Les objectifs politiques. Le passé est toujours au service de la légitimation d’actions présentes. Les mondes juifs contemporains n’échappent pas à ce phénomène. Le sujet est brûlant à cause encore une fois de l’émotivité qui touche ce passé. Pour autant, cette utilisation fait directement partie des stratégies de transmission de la mémoire. La destruction des juifs d’Europe est instrumentalisée à des fins politiques. Une analyse très rapide de la politique de l’État d’Israël rend évident ce fait. Le fait de s’opposer à l’État d’Israël est considéré comme une nouvelle manifestation de la haine séculaire contre les juifs. L’opposition à Israël est un acte d’antisémitisme, acte qui par sa nature même est insupportable puisqu’il a conduit à l’Holocauste. Et c’est en revenant même à la mise en place de la célébration aux États-Unis que l’on comprend le cercle "Juifs-Israël-Holocauste". Pourquoi le mémorial dédié à l’Holocauste (United States Holocauste Mémorial) dans la capitale des États-Unis ne concerne-t-il pratiquement que les juifs ? É. Wiesel a été consulté sur ce problème pour l’élaboration du musée. Sa réponse est simple : « Comme toujours, ils ont commencé par les Juifs, et comme toujours ils ne s’en sont pas tenus aux seuls Juifs. » Le problème ici est bien sûr que les nazis n’ont pas commencé par les juifs mais par les malades mentaux. Mais outre cette première contre-vérité historique, c’est l’exclusion des Tziganes qui pose problème. Le directeur de l’US Holocaust Memorial Council, S. Siegel, pense la chose comme une « loufoquerie ». Mais la mort d’un demi-million de personnes peut difficilement être désignée par ce terme. Les raisons de ce choix s’expliquent très clairement. Si les juifs ne sont plus les seules « vraies » victimes de l’Holocauste, alors ils perdent le capital moral qui permet de justifier la politique israélienne. Le président du musée de Washigton M. Lerman dit que ce musée entre en opposition avec Israël, et que c’est inconcevable.

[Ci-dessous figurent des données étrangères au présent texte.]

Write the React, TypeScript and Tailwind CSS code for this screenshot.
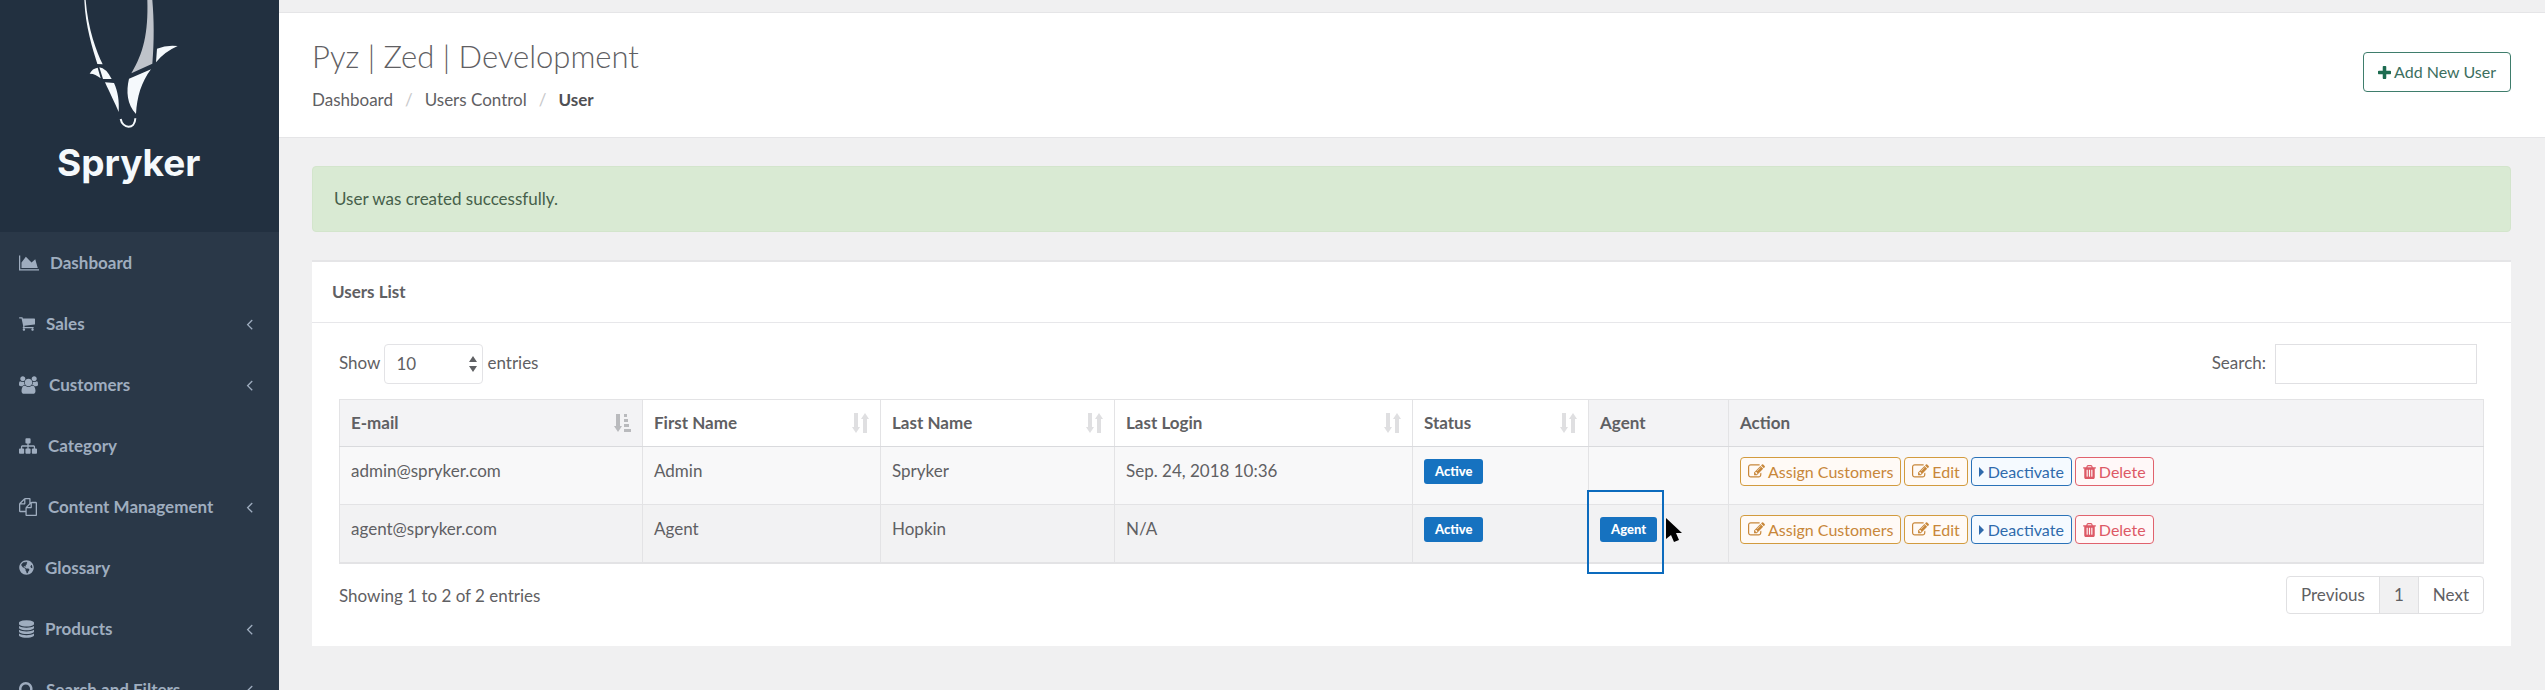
import { Fragment, type ReactNode } from "react";
import { FaGlobeAmericas } from "react-icons/fa";

const paths = {
  area: "M2048 1536v128h-2048v-1536h128v1408h1920zm-384-1024l256 896h-1664v-576l448-576 576 576z",
  cart: "M704 1536q0 52-38 90t-90 38-90-38-38-90 38-90 90-38 90 38 38 90zm896 0q0 52-38 90t-90 38-90-38-38-90 38-90 90-38 90 38 38 90zm128-1088v512q0 24-16.5 42.5t-40.5 21.5l-1044 122q13 60 13 70 0 16-24 64h920q26 0 45 19t19 45-19 45-45 19h-1024q-26 0-45-19t-19-45q0-11 8-31.5t16-36 21.5-40 15.5-29.5l-177-823h-204q-26 0-45-19t-19-45 19-45 45-19h256q16 0 28.5 6.5t19.5 15.5 13 24.5 8 26 5.5 29.5 4.5 26h1201q26 0 45 19t19 45z",
  users: "M593 896q-162 5-265 128h-134q-82 0-138-40.5t-56-118.5q0-353 124-353 6 0 43.5 21t97.5 42.5 119 21.5q67 0 133-23-5 37-5 66 0 139 81 256zm1071 637q0 120-73 189.5t-194 69.5h-874q-121 0-194-69.5t-73-189.5q0-53 3.5-103.5t14-109 26.5-108.5 43-97.5 62-81 85.5-53.5 111.5-20q10 0 43 21.5t73 48 107 48 135 21.5 135-21.5 107-48 73-48 43-21.5q61 0 111.5 20t85.5 53.5 62 81 43 97.5 26.5 108.5 14 109 3.5 103.5zm-1024-1277q0 106-75 181t-181 75-181-75-75-181 75-181 181-75 181 75 75 181zm704 384q0 159-112.5 271.5t-271.5 112.5-271.5-112.5-112.5-271.5 112.5-271.5 271.5-112.5 271.5 112.5 112.5 271.5zm576 225q0 78-56 118.5t-138 40.5h-134q-103-123-265-128 81-117 81-256 0-29-5-66 66 23 133 23 59 0 119-21.5t97.5-42.5 43.5-21q124 0 124 353zm-128-609q0 106-75 181t-181 75-181-75-75-181 75-181 181-75 181 75 75 181z",
  sitemap: "M1792 1248v320q0 40-28 68t-68 28h-320q-40 0-68-28t-28-68v-320q0-40 28-68t68-28h96v-192h-512v192h96q40 0 68 28t28 68v320q0 40-28 68t-68 28h-320q-40 0-68-28t-28-68v-320q0-40 28-68t68-28h96v-192h-512v192h96q40 0 68 28t28 68v320q0 40-28 68t-68 28h-320q-40 0-68-28t-28-68v-320q0-40 28-68t68-28h96v-192q0-52 38-90t90-38h512v-192h-96q-40 0-68-28t-28-68v-320q0-40 28-68t68-28h320q40 0 68 28t28 68v320q0 40-28 68t-68 28h-96v192h512q52 0 90 38t38 90v192h96q40 0 68 28t28 68z",
  files: "M1696 384q40 0 68 28t28 68v1216q0 40-28 68t-68 28h-960q-40 0-68-28t-28-68v-288h-544q-40 0-68-28t-28-68v-672q0-40 20-88t48-76l408-408q28-28 76-48t88-20h416q40 0 68 28t28 68v328q68-40 128-40h416zm-544 213l-299 299h299v-299zm-640-384l-299 299h299v-299zm196 647l316-316v-416h-384v416q0 40-28 68t-68 28h-416v640h512v-256q0-40 20-88t48-76zm956 804v-1152h-384v416q0 40-28 68t-68 28h-416v640h896z",
  database: "M896 768q237 0 443-43t325-127v170q0 69-103 128t-280 93.5-385 34.5-385-34.5-280-93.5-103-128v-170q119 84 325 127t443 43zm0 768q237 0 443-43t325-127v170q0 69-103 128t-280 93.5-385 34.5-385-34.5-280-93.5-103-128v-170q119 84 325 127t443 43zm0-384q237 0 443-43t325-127v170q0 69-103 128t-280 93.5-385 34.5-385-34.5-280-93.5-103-128v-170q119 84 325 127t443 43zm0-1152q208 0 385 34.5t280 93.5 103 128v128q0 69-103 128t-280 93.5-385 34.5-385-34.5-280-93.5-103-128v-128q0-69 103-128t280-93.5 385-34.5z",
  search: "M1216 832q0-185-131.500-316.500t-316.500-131.500-316.500 131.500-131.500 316.500 131.500 316.500 316.500 131.500 316.500-131.500 131.500-316.500zm512 832q0 52-38 90t-90 38q-54 0-90-38l-343-342q-179 124-399 124-143 0-273.500-55.500t-225-150-150-225-55.500-273.500 55.500-273.500 150-225 225-150 273.500-55.500 273.500 55.500 225 150 150 225 55.500 273.500q0 220-124 399l343 343q37 37 37 90z",
  angleLeft: "M1203 544q0 13-10 23l-393 393 393 393q10 10 10 23t-10 23l-50 50q-10 10-23 10t-23-10l-466-466q-10-10-10-23t10-23l466-466q10-10 23-10t23 10l50 50q10 10 10 23z",
  pencil: "M888 1184l116-116-152-152-116 116v56h96v96h56zm440-720q-16-16-33 1l-350 350q-17 17-1 33t33-1l350-350q17-17 1-33zm80 594v190q0 119-84.5 203.5t-203.5 84.5h-832q-119 0-203.500-84.500t-84.500-203.500v-832q0-119 84.500-203.500t203.500-84.500h832q63 0 117 25 15 7 18 23 3 17-9 29l-49 49q-14 14-32 8-23-6-45-6h-832q-66 0-113 47t-47 113v832q0 66 47 113t113 47h832q66 0 113-47t47-113v-126q0-13 9-22l64-64q15-15 35-7t20 29zm-96-738l288 288-672 672h-288v-288zm444 132l-92 92-288-288 92-92q28-28 68-28t68 28l152 152q28 28 28 68t-28 68z",
  trash: "M704 1376v-704q0-14-9-23t-23-9h-64q-14 0-23 9t-9 23v704q0 14 9 23t23 9h64q14 0 23-9t9-23zm256 0v-704q0-14-9-23t-23-9h-64q-14 0-23 9t-9 23v704q0 14 9 23t23 9h64q14 0 23-9t9-23zm256 0v-704q0-14-9-23t-23-9h-64q-14 0-23 9t-9 23v704q0 14 9 23t23 9h64q14 0 23-9t9-23zm-544-992h448l-48-117q-7-9-17-11h-317q-10 2-17 11zm928 32v64q0 14-9 23t-23 9h-96v948q0 83-47 143.5t-113 60.5h-832q-66 0-113-58.5t-47-141.500v-952h-96q-14 0-23-9t-9-23v-64q0-14 9-23t23-9h309l70-167q15-37 54-63t79-26h320q40 0 79 26t54 63l70 167h309q14 0 23 9t9 23z",
  plus: "M1600 736v192q0 40-28 68t-68 28h-416v416q0 40-28 68t-68 28h-192q-40 0-68-28t-28-68v-416h-416q-40 0-68-28t-28-68v-192q0-40 28-68t68-28h416v-416q0-40 28-68t68-28h192q40 0 68 28t28 68v416h416q40 0 68 28t28 68z",
};

function Icon({ d, box, className }: { d: string; box: string; className: string }) {
  return (
    <svg viewBox={box} className={`shrink-0 fill-current ${className}`} aria-hidden="true">
      <path d={d} />
    </svg>
  );
}

const menu: { label: string; icon: ReactNode; sub?: boolean }[] = [
  { label: "Dashboard", icon: <Icon d={paths.area} box="0 0 2048 1792" className="w-5 h-[18px]" /> },
  { label: "Sales", icon: <Icon d={paths.cart} box="64 128 1664 1664" className="w-4 h-4" />, sub: true },
  { label: "Customers", icon: <Icon d={paths.users} box="0 0 1920 1792" className="w-[19px] h-[18px]" />, sub: true },
  { label: "Category", icon: <Icon d={paths.sitemap} box="0 0 1792 1792" className="w-[18px] h-[18px]" /> },
  { label: "Content Management", icon: <Icon d={paths.files} box="0 0 1792 1792" className="w-[18px] h-[18px]" />, sub: true },
  { label: "Glossary", icon: <FaGlobeAmericas className="w-[15px] h-[15px] shrink-0" aria-hidden="true" /> },
  { label: "Products", icon: <Icon d={paths.database} box="128 0 1536 1792" className="w-[15px] h-[18px]" />, sub: true },
  { label: "Search and Filters", icon: <Icon d={paths.search} box="64 128 1664 1664" className="w-4 h-4" />, sub: true },
];

function Sidebar() {
  return (
    <aside className="w-[279px] shrink-0 overflow-hidden bg-[#2a3848] text-[#9fadbf]">
      <div className="flex h-[232px] flex-col bg-[#223040] text-[#f5f9fc]">
        <svg viewBox="249 0 288 390" className="ml-[83px] h-[130px] w-[96px]" aria-hidden="true">
          <g fill="#f5f9fc">
            <path d="M253 0C256 80 278 145 292 192L308 193C290 155 264 90 257 0Z" />
            <path d="M269 221Q277 205 293 203L302 235Q285 220 269 221Z" />
            <path d="M298 202Q318 204 335 237L309 237Z" />
            <path d="M315 247L342 249C354 275 358 305 356 336C346 312 329 278 315 247Z" />
            <path d="M471 146Q500 134 533 138Q492 156 468 187Z" />
            <path d="M387 236L453 208C424 246 411 290 408 342C381 312 378 275 387 236Z" />
          </g>
          <path d="M442 0H457C462 60 463 120 457 191L394 220C430 160 445 100 442 0Z" fill="#bfc3ca" />
          <path d="M362 357C367 386 405 390 406 355" fill="none" stroke="#f5f9fc" strokeWidth="6" />
        </svg>
        <div className="pl-[57px] pt-[10px] font-[Inter,sans-serif] text-[37px] font-bold leading-[46px]">Spryker</div>
      </div>
      <nav>
        <ul>
          {menu.map((m) => (
            <li key={m.label}>
              <a href="#" className="flex h-[61px] items-center pl-[19px] pr-[26px] font-bold">
                {m.icon}
                <span className="ml-[11px]">{m.label}</span>
                {m.sub && <Icon d={paths.angleLeft} box="576 0 640 1792" className="ml-auto h-[18px] w-[7px]" />}
              </a>
            </li>
          ))}
        </ul>
      </nav>
    </aside>
  );
}

function SortIcon({ active }: { active?: boolean }) {
  return active ? (
    <svg viewBox="0 0 17 18" className="h-[18px] w-[17px] shrink-0 fill-[#b9babd]" aria-hidden="true">
      <path d="M2 0h4v12h2l-4 6-4-6h2zM10 0h3v3h-3zM10 5h4v3h-4zM10 10h5v3h-5zM10 15h7v3h-7z" />
    </svg>
  ) : (
    <svg viewBox="0 0 17 20" className="h-5 w-[17px] shrink-0 fill-[#dfdfe1]" aria-hidden="true">
      <path d="M2 0h4v14h2l-4 6-4-6h2zM11 20h4V6h2l-4-6-4 6h2z" />
    </svg>
  );
}

function Tag({ children }: { children: ReactNode }) {
  return (
    <span className="inline-block rounded-[3px] bg-[#1672c0] px-[11px] text-[13px] font-black leading-[25px] text-white">
      {children}
    </span>
  );
}

function Action({ tone, icon, children }: { tone: string; icon: ReactNode; children: ReactNode }) {
  return (
    <button type="button" className={`flex h-[29px] items-center gap-[3px] rounded-[4px] border px-[7px] text-base ${tone}`}>
      {icon}
      {children}
    </button>
  );
}

const columns = [
  { name: "E-mail", width: "w-[303px]", sort: "active" },
  { name: "First Name", width: "w-[238px]", sort: "idle" },
  { name: "Last Name", width: "w-[234px]", sort: "idle" },
  { name: "Last Login", width: "w-[298px]", sort: "idle" },
  { name: "Status", width: "w-[176px]", sort: "idle" },
  { name: "Agent", width: "w-[140px]", sort: "" },
  { name: "Action", width: "", sort: "" },
];

const users = [
  { email: "admin@spryker.com", first: "Admin", last: "Spryker", login: "Sep. 24, 2018 10:36", agent: false },
  { email: "agent@spryker.com", first: "Agent", last: "Hopkin", login: "N/A", agent: true },
];

function Pointer() {
  return (
    <svg viewBox="0 0 16 25" className="absolute left-[77px] top-[13px] h-[25px] w-4" aria-hidden="true">
      <path d="M0 0L16 15H10L13 22L8 24L5 17L0 21Z" fill="#000" />
    </svg>
  );
}

function UsersTable() {
  const cell = "border border-[#e3e3e5] pl-[11px] pr-[11px]";
  return (
    <table className="w-full table-fixed border-collapse border-b-2 border-[#e3e3e5] text-left">
      <colgroup>
        {columns.map((c) => (
          <col key={c.name} className={c.width} />
        ))}
      </colgroup>
      <thead>
        <tr className="h-[47px]">
          {columns.map((c) => (
            <th key={c.name} scope="col" className={`${cell} border-b-[#d9dadd] ${c.sort === "idle" ? "bg-white" : "bg-[#f3f3f5]"}`}>
              <div className="flex items-center justify-between">
                {c.name}
                {c.sort && <SortIcon active={c.sort === "active"} />}
              </div>
            </th>
          ))}
        </tr>
      </thead>
      <tbody className="align-top">
        {users.map((u) => (
          <tr key={u.email} className="h-[58px] odd:bg-[#f8f8f9] even:bg-[#f2f2f3]">
            {[u.email, u.first, u.last, u.login].map((t) => (
              <td key={t} className={`${cell} pt-3`}>{t}</td>
            ))}
            <td className={`${cell} pt-[11px]`}>
              <Tag>Active</Tag>
            </td>
            <td className={`${cell} relative pt-[11px]`}>
              {u.agent && (
                <Fragment>
                  <Tag>Agent</Tag>
                  <div className="absolute -left-0.5 -top-[15px] h-[84px] w-[77px] border-2 border-[#0c6bbd]" />
                  <Pointer />
                </Fragment>
              )}
            </td>
            <td className={`${cell} pt-[10px]`}>
              <div className="flex gap-[3px]">
                <Action tone="border-[#d29b3e] bg-[#fffaf6] text-[#c8873a]" icon={<Icon d={paths.pencil} box="0 0 1792 1792" className="h-[17px] w-[17px]" />}>
                  Assign Customers
                </Action>
                <Action tone="border-[#d29b3e] bg-[#fffaf6] text-[#c8873a]" icon={<Icon d={paths.pencil} box="0 0 1792 1792" className="h-[17px] w-[17px]" />}>
                  Edit
                </Action>
                <Action tone="border-[#2a72b8] bg-[#f5faff] text-[#2f6aac]" icon={<Icon d="M0 0L5 5L0 10Z" box="0 0 5 10" className="mr-px h-[10px] w-[5px]" />}>
                  Deactivate
                </Action>
                <Action tone="border-[#e0626d] bg-[#fff8f8] text-[#dd5966]" icon={<Icon d={paths.trash} box="192 128 1408 1536" className="h-[14px] w-[13px]" />}>
                  Delete
                </Action>
              </div>
            </td>
          </tr>
        ))}
      </tbody>
    </table>
  );
}

export default function App() {
  return (
    <div className="flex h-screen overflow-hidden bg-[#f0f0f1] font-[Lato,sans-serif] text-[17px] leading-6 text-[#5f6063]">
      <Sidebar />
      <div className="min-w-0 flex-1 pt-3">
        <header className="flex items-start justify-between border-y border-[#e5e5e7] bg-white pb-6 pl-[33px] pr-[34px] pt-5">
          <div>
            <h1 className="text-[31px] font-light leading-[46px]">Pyz | Zed | Development</h1>
            <nav aria-label="Breadcrumb" className="flex pt-2 leading-[26px]">
              <a href="#">Dashboard</a>
              <span className="px-3 text-[#c8c8ca]">/</span>
              <a href="#">Users Control</a>
              <span className="px-3 text-[#c8c8ca]">/</span>
              <strong className="text-[#4f5054]">User</strong>
            </nav>
          </div>
          <button type="button" className="mt-[19px] flex h-10 items-center gap-[3px] rounded-[4px] border border-[#3f7d6c] px-[14px] text-base text-[#3c6f60]">
            <Icon d={paths.plus} box="192 128 1408 1408" className="h-[13px] w-[13px] text-[#1d6b50]" />
            Add New User
          </button>
        </header>
        <main className="pl-[33px] pr-[34px] pt-7">
          <div role="status" className="rounded-[4px] border border-[#d3e5cc] bg-[#d9ead3] px-[21px] py-5 text-[#46604a]">
            User was created successfully.
          </div>
          <section className="mt-7 border-t-2 border-[#e5e5e7] bg-white pb-8">
            <h2 className="border-b border-[#e7e7ea] px-5 py-[18px] font-bold">Users List</h2>
            <div className="px-[27px] pt-[21px]">
              <div className="flex items-start justify-between">
                <label className="flex items-start leading-[38px]">
                  Show
                  <span className="relative mx-1 flex">
                    <select className="h-10 w-[99px] appearance-none rounded-[4px] border border-[#e3e3e6] bg-white pl-[11px]" defaultValue="10">
                      <option>10</option>
                      <option>25</option>
                    </select>
                    <svg viewBox="0 0 8 16" className="pointer-events-none absolute right-[6px] top-3 h-4 w-2 fill-current" aria-hidden="true">
                      <path d="M0 6L4 0L8 6ZM0 10L4 16L8 10Z" />
                    </svg>
                  </span>
                  entries
                </label>
                <label className="flex items-start pr-[7px] leading-[38px]">
                  Search:
                  <input type="search" className="ml-[9px] h-10 w-[202px] border border-[#e0e0e3] bg-white px-2" />
                </label>
              </div>
              <div className="pt-[15px]">
                <UsersTable />
              </div>
              <div className="flex items-start justify-between pt-3">
                <p className="pt-2">Showing 1 to 2 of 2 entries</p>
                <div className="flex divide-x divide-[#e0e0e2] overflow-hidden rounded-[4px] border border-[#e0e0e2] leading-9">
                  <button type="button" className="px-[14px]">Previous</button>
                  <button type="button" className="bg-[#f1f1f2] px-[14px]">1</button>
                  <button type="button" className="px-[14px]">Next</button>
                </div>
              </div>
            </div>
          </section>
        </main>
      </div>
    </div>
  );
}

La vérité historique dans tout ce processus de sauvegarde de la mémoire ne compte guère. Mais il n’est pas question de juger cette déformation de leur passé par les élites juives ; la mémoire, tant qu’elle demeure le fondement d’une légitimité, ne peut pas être véritablement historique. La destruction des juifs d’Europe est donc dans sa transmission un événement fondateur de la communauté juive actuelle. Par son utilisation, elle devient une arme face à une société mondiale qui a si longtemps été hostile aux juifs. Le danger d’une pareille construction ne doit pourtant surtout pas être sous-estimé. Toute attitude d’un antisémitisme « modéré » est devenue intolérable. La destruction des juifs d’Europe et la transmission de cet événement rendent l’antisémitisme insupportable. Les options pour les juifs ont tendance à se résumer à une bipolarisation extrême. La mémoire devient ici une arme à double tranchant.